One reason why I think this paper failed to find acceptance is that it wasn’t trying to get a high-score in extraction accuracy. Rather it was trying to use smaller models and simpler data to gain a deeper understanding of what’s working well and what’s not. When you build a giant HMM and run it on 1000 pages of text, it does so-so and there’s not a lot you can learn about what went wrong. It’s way too complex and detailed to look at and grok what it did and didn’t learn. Our approach was to start with a highly restricted toy domain and minimal model so we could see exactly what was going on and test various hypotheses. We then scaled the models up slightly to show that the results held in the real world, but we never tried to beat the state-of-the-art numbers. Sadly, it’s a lot harder to get a paper published when your final numbers aren’t competitive, even if the paper contributes some useful knowledge in the process.
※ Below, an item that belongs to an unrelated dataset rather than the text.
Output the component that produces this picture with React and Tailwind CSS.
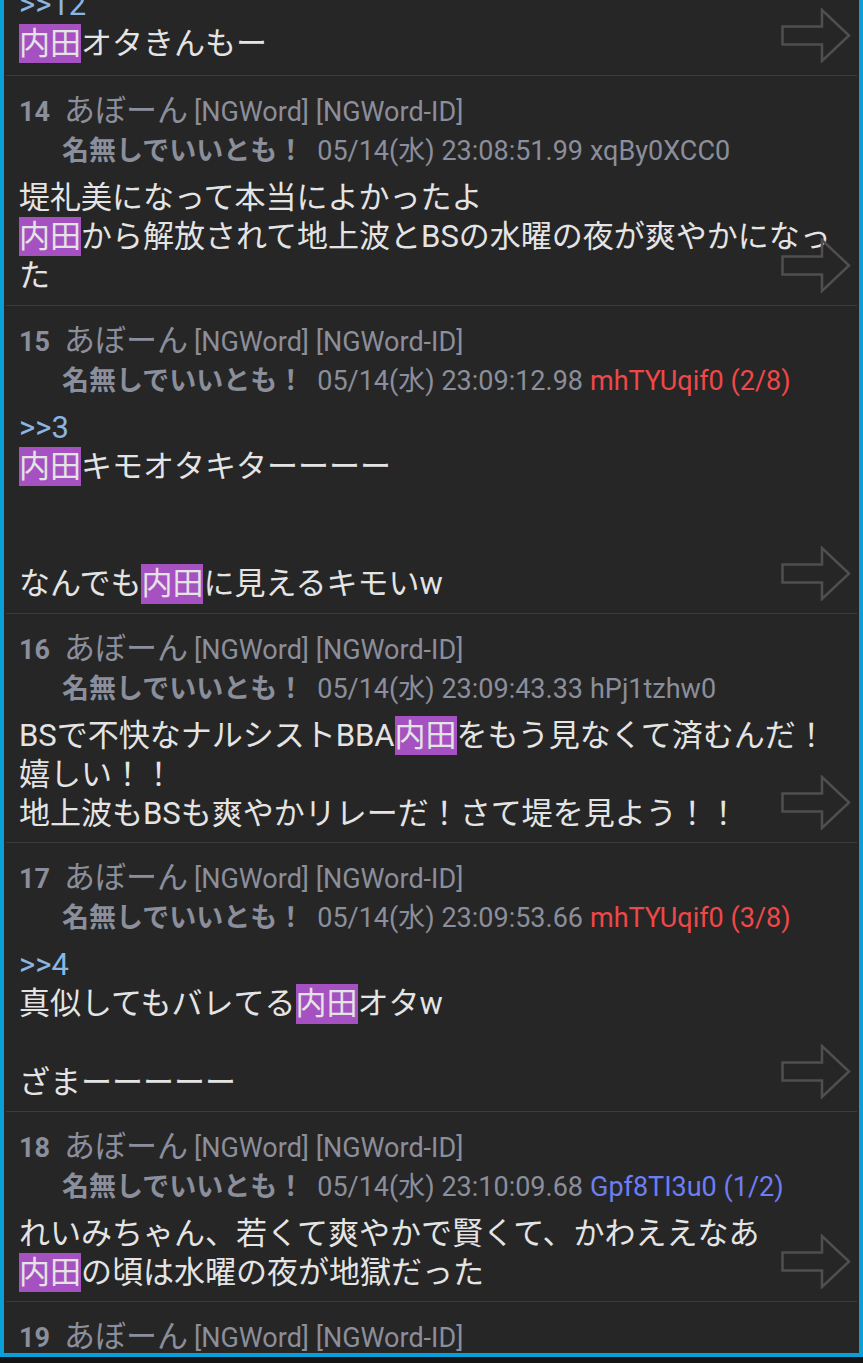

It seems both odd and unfortunate to me that academic NLP, which is supposedly doing basic scientific research for the long-term interest, is culturally focused more on engineering and tweaking systems that can boost the numbers by a few percent than by really trying to understand what’s going on under the covers. After all, most of these systems aren’t close to human-level performance, and the current generation of technology is unlikely to get us there, so just doing a little better is a bit like climbing a tree to get to the moon (to quote Hubert Dreyfus, who famously said as much about the field of AI in general).

If companies are trying to use AI in the real-world, their interest is performance first, understanding second (make it work). But in academia, it should be just the opposite–careful study of techniqus and investigation of hypotheses with the aim of making breakthroughs in understanding today that will lead to high-performance systems in the future. But I guess the reality is that it’s much easier (in any discipline) to pick a metric and compete for the high score. (The race for a 3.6GHz processor to out-do the 3.5GHz competition in consumer desktop computers comes to mind, when both computers are severely bottlenecked on disk-IO and memory size and rarely stress the CPU in either case. Ok, that was either a lucid metaphor or complete jibberish, depending on you are. :))

In any event, I enjoyed doing this research, and I’m proud of the paper we wrote.